The firms are funding sports equipment and exercise schemes in return for being allowed to promote calorie-dense foods, according to the report, the Obesity Games.

Its authors, the Children's Food Campaign, say the junk food companies have been given a global platform by London 2012 despite contributing only around 2 per cent of the International Olympic Association's income.

Ian Barber, director of communications for the Advertising Association, which represents marketers, dismissed the report.

He said: "The Children's Food Campaign should ditch the rhetoric, listen to the experts and start tackling the real causes of obesity."

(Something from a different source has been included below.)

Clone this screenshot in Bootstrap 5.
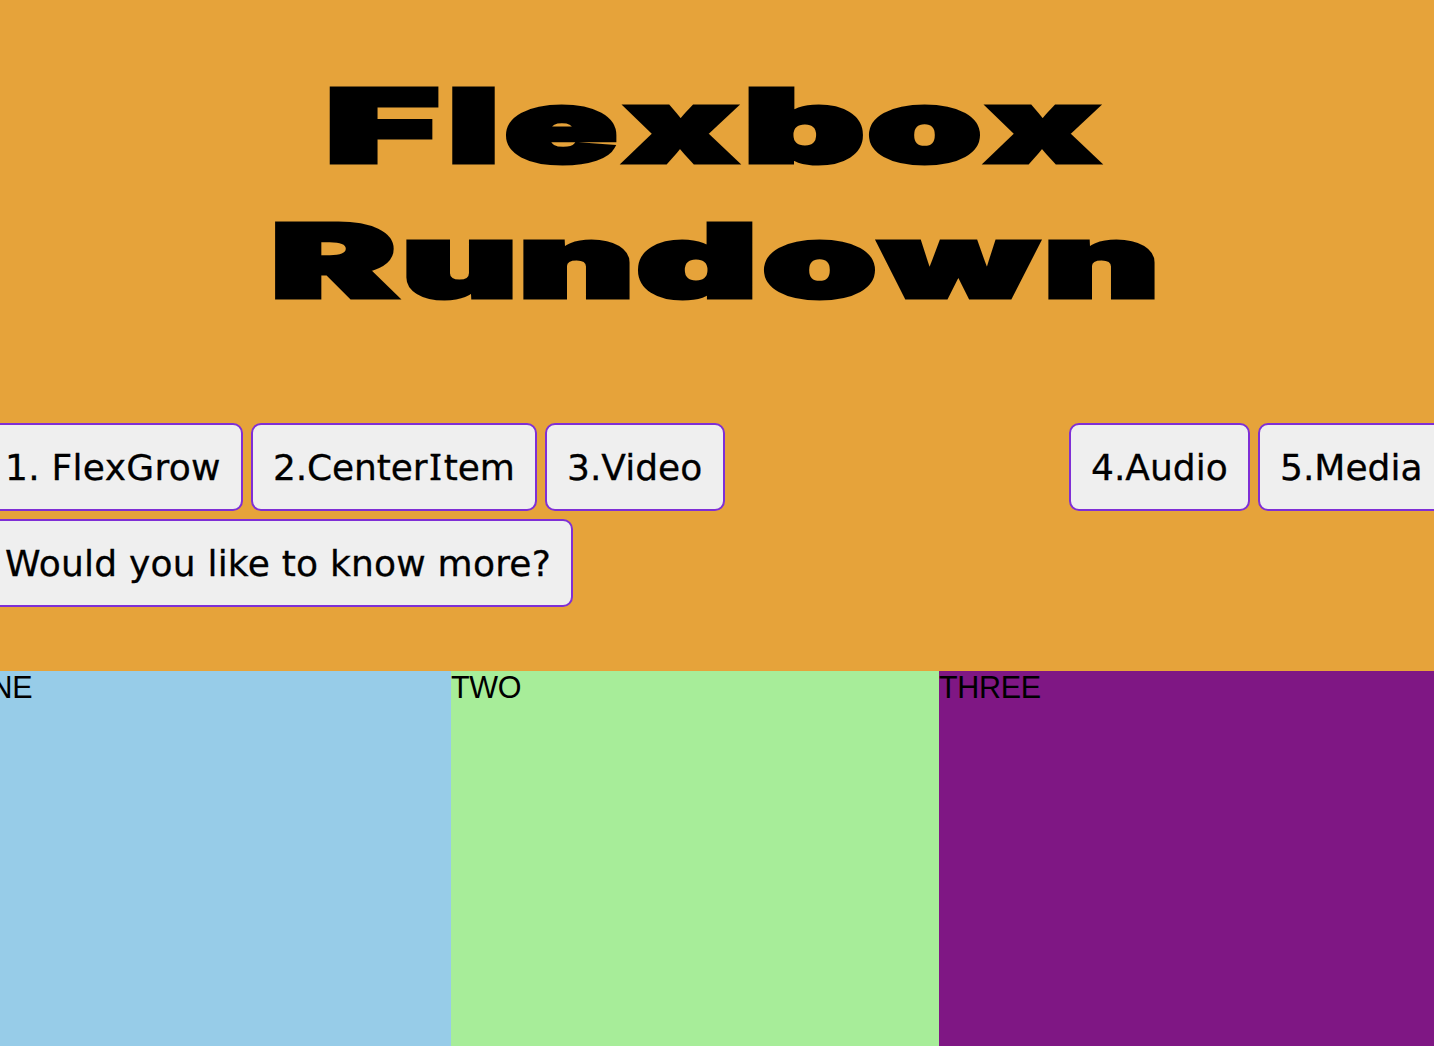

Egypt off to a false start... with fake bags

The long arm of the Olympic brand enforcement law does not, it seems, reach as far as Cairo. Egyptian athletes have been given fake kit for the Games, prompting outrage from supplier Nike and the Egyptian Olympic Committee.

Yomna Khallaf, a synchronised swimmer, tweeted her disgust at the counterfeit garments and said athletes had to pay an extra 2,000 Egyptian pounds (£213) to replace them.

"The bags, for example, have a big Nike logo in the front and the zippers are Addidas [sic]," she said.

The sportswear giant ordered the EOC to take "immediate action", but the committee chairman Mahmoud Ahmed Ali protested his innocence. He said the kit had been supplied by a "Nike agent" and that "you can never tell the difference between the original and the fake ones".

He called on Nike to trace the agent and "sue him".